Przedstawiciele Kościoła mają problem z przyznaniem się do winy, chronią siebie i współpracowników. Takie działanie spowoduje, że bracia Sekielscy wkrótce nakręcą cały serial, a nie tylko dwa filmy – mówi ks. Adam Świeżyński.
Duchowny, który kilka miesięcy temu jako jedyny pod nazwiskiem oskarżył abp. Sławoja Leszka Głódzia o stosowanie mobbingu wobec podwładnych, w rozmowie z „Gazetą Wyborczą” komentuje film „Zabawa w chowanego” braci Sekielskich.
Przyznaje, że „zasadniczo nie dowiedzieliśmy się niczego nowego”. – Dla mnie to ponowne potwierdzenie funkcjonowania tych samych mechanizmów wewnątrz instytucji Kościoła – mówi.
Ks. Świeżyński widzi dwa zasadnicze kwestie. Pierwszy to problem przedstawicieli Kościoła z uznaniem prawdy, przyznaniem się do winy i jakąś formą zadośćuczynienia ofiarom, drugi – bronienie wizerunku i myślenie w kategoriach chronienia siebie i współpracowników. – To krótkowzroczne. Takie działanie spowoduje, że bracia Sekielscy wkrótce nakręcą cały serial, a nie tylko dwa filmy – zauważa.
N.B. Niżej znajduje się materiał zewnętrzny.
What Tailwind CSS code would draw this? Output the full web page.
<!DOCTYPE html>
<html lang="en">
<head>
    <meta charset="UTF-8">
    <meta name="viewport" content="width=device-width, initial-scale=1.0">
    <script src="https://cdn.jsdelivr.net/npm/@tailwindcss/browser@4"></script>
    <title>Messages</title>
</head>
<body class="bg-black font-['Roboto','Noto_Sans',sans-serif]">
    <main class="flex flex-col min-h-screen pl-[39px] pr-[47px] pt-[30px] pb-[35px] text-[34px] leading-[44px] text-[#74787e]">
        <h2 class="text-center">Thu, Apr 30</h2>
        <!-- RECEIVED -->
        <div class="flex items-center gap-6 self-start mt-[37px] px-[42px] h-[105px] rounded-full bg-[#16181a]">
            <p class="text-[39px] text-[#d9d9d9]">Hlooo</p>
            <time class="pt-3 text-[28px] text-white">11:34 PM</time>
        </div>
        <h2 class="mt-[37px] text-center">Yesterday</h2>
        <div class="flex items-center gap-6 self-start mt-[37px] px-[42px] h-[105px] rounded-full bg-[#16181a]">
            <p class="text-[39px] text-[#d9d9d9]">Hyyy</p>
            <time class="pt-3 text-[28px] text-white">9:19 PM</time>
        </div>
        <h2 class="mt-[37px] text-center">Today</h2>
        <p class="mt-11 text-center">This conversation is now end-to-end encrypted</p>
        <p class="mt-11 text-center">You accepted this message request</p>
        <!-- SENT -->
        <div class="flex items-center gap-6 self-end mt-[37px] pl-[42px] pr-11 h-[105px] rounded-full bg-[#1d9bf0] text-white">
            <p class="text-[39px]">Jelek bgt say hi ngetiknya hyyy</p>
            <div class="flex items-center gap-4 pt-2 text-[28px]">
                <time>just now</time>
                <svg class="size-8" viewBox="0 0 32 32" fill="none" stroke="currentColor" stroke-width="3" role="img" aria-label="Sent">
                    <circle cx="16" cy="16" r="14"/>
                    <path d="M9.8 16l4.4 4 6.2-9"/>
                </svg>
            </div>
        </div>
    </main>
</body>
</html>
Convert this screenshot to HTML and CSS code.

Pytany, jak mu się oglądało „Zabawę w chowanego”, odpowiada: – Jest mi wstyd. Mam świadomość, że to rzutuje na całe środowisko, na to, jak będą postrzegani inni księża, także ci uczciwi i szczerze oddani swojej posłudze. Nasz autorytet zostaje podważony, a przecież charakter naszej pracy opiera się w znacznym stopniu na zaufaniu i autorytecie społecznym.